Set exercise:
Copy out each line of the material below that holds the string "image".

[Data listing]
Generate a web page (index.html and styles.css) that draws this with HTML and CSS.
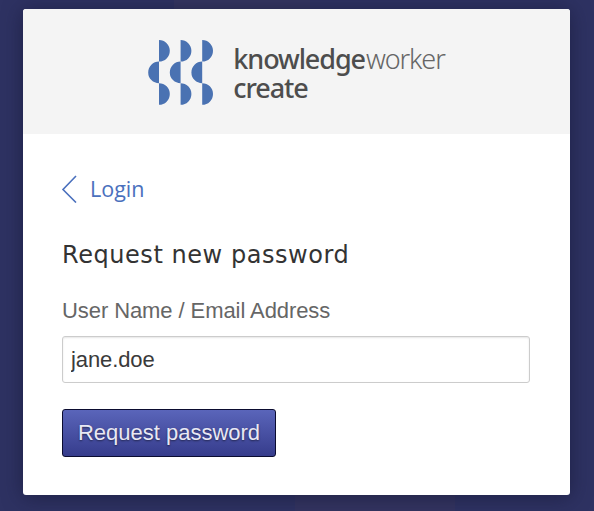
FILE: index.html
```html
<!DOCTYPE html>
<html lang="en">

<head>
  <meta charset="UTF-8">
  <meta name="viewport" content="width=device-width, initial-scale=1.0">
  <title>Request new password</title>
  <link rel="stylesheet" href="styles.css">
</head>

<body>
  <div class="card">
    <div class="card-head">
      <svg class="logo" width="66" height="66" viewBox="0 0 66 66">
        <path d="M11 0a10.8 10.8 0 0 1 0 21.6zM32.6 0a10.8 10.8 0 0 1 0 21.6zM54.2 0a10.8 10.8 0 0 1 0 21.6z" />
        <path d="M11 21.6a10.8 10.8 0 0 0 0 21.6zM32.6 21.6a10.8 10.8 0 0 0 0 21.6zM54.2 21.6a10.8 10.8 0 0 0 0 21.6z" />
        <path d="M11 43.2a10.8 10.8 0 0 1 0 21.6zM32.6 43.2a10.8 10.8 0 0 1 0 21.6zM54.2 43.2a10.8 10.8 0 0 1 0 21.6z" />
      </svg>
      <div class="brand">
        <div class="brand-line"><b>knowledge</b><span>worker</span></div>
        <div><b>create</b></div>
      </div>
    </div>
    <div class="card-body">
      <a class="back" href="#">
        <svg width="16" height="28" viewBox="0 0 16 28">
          <path d="M15 1 2 14.500 15 27.500" />
        </svg>
        <span class="back-text">Login</span>
      </a>
      <h1>Request new password</h1>
      <label for="user">User Name / Email Address</label>
      <input id="user" type="text" value="jane.doe">
      <button type="button">Request password</button>
    </div>
  </div>
</body>

</html>
```

FILE: styles.css
```css
* {
  margin: 0;
  padding: 0;
  box-sizing: border-box;
}

html {
  height: 100%;
}

body {
  height: 100%;
  padding: 9px 24px 0 23px;
  overflow: hidden;
  background-color: #2e3262;
  background-image:
    linear-gradient(#353661, #353661),
    linear-gradient(#333460, #333460);
  background-size: 136px 60px, 160px 60px;
  background-position: 174px 0, 295px 100%;
  background-repeat: no-repeat;
  font-family: "Liberation Sans", Arial, sans-serif;
}

.card {
  height: 486px;
  background-color: #fff;
  border-radius: 3px;
  overflow: hidden;
  box-shadow: 0 2px 20px rgba(20, 22, 50, 0.6);
}

.card-head {
  height: 125px;
  padding-top: 2px;
  background-color: #f4f4f4;
  display: flex;
  align-items: center;
  justify-content: center;
  gap: 19px;
}

.logo {
  fill: #4a72b2;
}

.brand {
  font-family: "Noto Sans", sans-serif;
  font-size: 27px;
  line-height: 29px;
  letter-spacing: -1.1px;
  color: #666;
  font-weight: 300;
}

.brand b {
  font-weight: 500;
  color: #4d4d4d;
}

.brand-line {
  display: flex;
  gap: 1px;
}

.card-body {
  padding: 40px 40px 0 38px;
}

.back {
  display: flex;
  align-items: center;
  gap: 13px;
  height: 30px;
  color: #4a70bd;
  text-decoration: none;
  font-family: "Open Sans", sans-serif;
  font-size: 21.500px;
}

.back svg {
  fill: none;
  stroke: #4a70bd;
  stroke-width: 1.6;
}

.back-text {
  margin-top: -2px;
}

h1 {
  margin-top: 35px;
  margin-left: 1px;
  font-family: "DejaVu Sans", sans-serif;
  font-size: 24px;
  font-weight: 400;
  letter-spacing: 0.55px;
  line-height: 32px;
  color: #333;
}

label {
  display: block;
  margin-top: 26px;
  margin-left: 1px;
  font-size: 22px;
  letter-spacing: -0.08px;
  line-height: 28px;
  color: #666;
}

input {
  display: block;
  width: 468px;
  height: 47px;
  margin: 11px 0 0 1px;
  padding: 0 8px;
  border: 1px solid #ccc;
  border-radius: 3px;
  box-shadow: inset 0 1px 2px rgba(0, 0, 0, 0.1);
  font-family: "Liberation Sans", Arial, sans-serif;
  font-size: 22px;
  letter-spacing: -0.1px;
  color: #3a3a3a;
}

button {
  display: block;
  width: 214px;
  height: 48px;
  margin: 26px 0 0 1px;
  border: 1px solid #0b0c30;
  border-radius: 3px;
  background: linear-gradient(#5a65ba, #363c8c);
  font-family: "Liberation Sans", Arial, sans-serif;
  font-size: 22px;
  color: #e8e8f4;
  text-shadow: 0 1px 2px rgba(0, 0, 0, 0.5);
}
```
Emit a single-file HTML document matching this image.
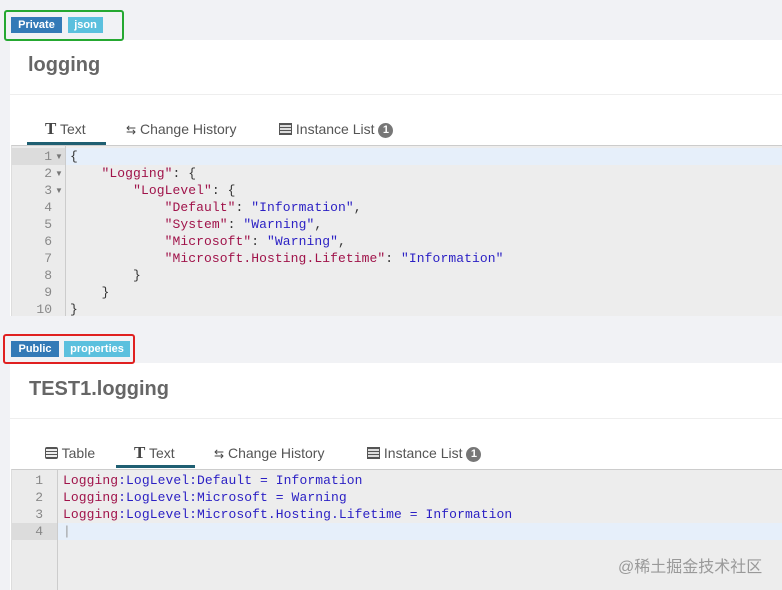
<!DOCTYPE html>
<html><head><meta charset="utf-8"><style>
*{margin:0;padding:0;box-sizing:border-box}
body{width:782px;height:590px;overflow:hidden;background:#f1f2f5;font-family:"Liberation Sans",Arial,sans-serif;position:relative}
.abs{position:absolute}
.badge{position:absolute;color:#fff;font-weight:bold;font-size:11px;line-height:16px;text-align:center}
.panel{position:absolute;left:10px;right:0;background:#fff}
.title{position:absolute;font-size:20px;font-weight:bold;color:#666}
.sep{position:absolute;left:10px;right:0;height:1px;background:#eee}
.tab{position:absolute;font-size:14px;color:#555;white-space:nowrap}
.ul{position:absolute;height:3px;background:#1f5f72}
.ed{position:absolute;left:11px;right:0;background:#ededed;border-top:1px solid #ccc;border-left:1px solid #ddd}
.gut{position:absolute;left:0;top:0;bottom:0;background:#ebebeb;border-right:1px solid #ccc}
.code{position:absolute;font-family:"Liberation Mono",monospace;font-size:13px;line-height:17px;white-space:pre;letter-spacing:0.08px}
.ln{position:absolute;font-family:"Liberation Mono",monospace;font-size:13px;line-height:17px;color:#888;text-align:right}
.k{color:#a0134a}.s{color:#2a1fc4}.p{color:#333}
.cnt{display:inline-block;width:15px;height:15px;border-radius:50%;background:#777;color:#fff;font-size:11px;font-weight:bold;text-align:center;line-height:15px;vertical-align:1px}
</style></head><body>
<div class="panel" style="top:40px;height:276px"></div>
<div class="abs" style="left:4px;top:10px;width:120px;height:31px;border:2px solid #25a831;border-radius:3px"></div>
<div class="badge" style="left:11px;top:17px;width:51px;background:#337ab7">Private</div>
<div class="badge" style="left:68px;top:17px;width:35px;background:#5bc0de">json</div>
<div class="title" style="left:28px;top:54px">logging</div>
<div class="sep" style="top:94px"></div>
<div class="tab" style="left:45px;top:119px"><b style="font-family:'Liberation Serif',serif;font-size:17px;color:#444">T</b> Text</div>
<div class="tab" style="left:126px;top:121px"><span style="font-size:12px;color:#444">⇆</span> Change History</div>
<div class="tab" style="left:279px;top:121px"><span style="display:inline-block;width:13px;height:12px;border:1px solid #555;background:repeating-linear-gradient(#555 0 1px,#ddd 1px 3px);vertical-align:-1px"></span> Instance List <span class="cnt">1</span></div>
<div class="ul" style="left:27px;top:142px;width:79px"></div>
<div class="ed" style="top:145px;height:171px">
 <div class="abs" style="left:0;right:0;top:2px;height:17px;background:#e6effa"></div>
 <div class="gut" style="width:54px"><div class="abs" style="left:0;right:0;top:2px;height:17px;background:#dcdcdc"></div></div>
 <div class="ln" style="left:0;width:40px;top:2px">1<br>2<br>3<br>4<br>5<br>6<br>7<br>8<br>9<br>10</div>
 <div class="abs" style="left:43px;top:2px;font-size:8px;line-height:17px;color:#777">▼<br>▼<br>▼</div>
 <div class="code p" style="left:58px;top:2px">{
    <span class="k">"Logging"</span>: {
        <span class="k">"LogLevel"</span>: {
            <span class="k">"Default"</span>: <span class="s">"Information"</span>,
            <span class="k">"System"</span>: <span class="s">"Warning"</span>,
            <span class="k">"Microsoft"</span>: <span class="s">"Warning"</span>,
            <span class="k">"Microsoft.Hosting.Lifetime"</span>: <span class="s">"Information"</span>
        }
    }
}</div>
</div>

<div class="panel" style="top:363px;height:227px"></div>
<div class="abs" style="left:3px;top:334px;width:132px;height:30px;border:2px solid #e02020;border-radius:3px"></div>
<div class="badge" style="left:11px;top:341px;width:48px;background:#337ab7">Public</div>
<div class="badge" style="left:64px;top:341px;width:66px;background:#5bc0de">properties</div>
<div class="title" style="left:29px;top:378px">TEST1.logging</div>
<div class="sep" style="top:418px"></div>
<div class="tab" style="left:45px;top:445px"><span style="display:inline-block;width:13px;height:12px;border:1px solid #555;border-radius:2px;background:repeating-linear-gradient(#555 0 1px,#eee 1px 3px);vertical-align:-1px"></span> Table</div>
<div class="tab" style="left:134px;top:443px"><b style="font-family:'Liberation Serif',serif;font-size:17px;color:#444">T</b> Text</div>
<div class="tab" style="left:214px;top:445px"><span style="font-size:12px;color:#444">⇆</span> Change History</div>
<div class="tab" style="left:367px;top:445px"><span style="display:inline-block;width:13px;height:12px;border:1px solid #555;background:repeating-linear-gradient(#555 0 1px,#ddd 1px 3px);vertical-align:-1px"></span> Instance List <span class="cnt">1</span></div>
<div class="ul" style="left:116px;top:465px;width:79px"></div>
<div class="ed" style="top:469px;height:121px">
 <div class="abs" style="left:0;right:0;top:53px;height:17px;background:#e6effa"></div>
 <div class="gut" style="width:46px"><div class="abs" style="left:0;right:0;top:53px;height:17px;background:#dcdcdc"></div></div>
 <div class="ln" style="left:0;width:31px;top:2px">1<br>2<br>3<br>4</div>
 <div class="code" style="left:51px;top:2px"><span class="k">Logging</span><span class="s">:LogLevel:Default = Information</span>
<span class="k">Logging</span><span class="s">:LogLevel:Microsoft = Warning</span>
<span class="k">Logging</span><span class="s">:LogLevel:Microsoft.Hosting.Lifetime = Information</span>
<span style="color:#999">|</span></div>
</div>
<div class="abs" style="left:618px;top:553px;font-size:16px;color:#999;font-family:'Liberation Sans','Noto Sans CJK SC',sans-serif">@稀土掘金技术社区</div>
</body></html>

Response to the exercise:
  background-image:
Emit a single-file HTML document matching this image.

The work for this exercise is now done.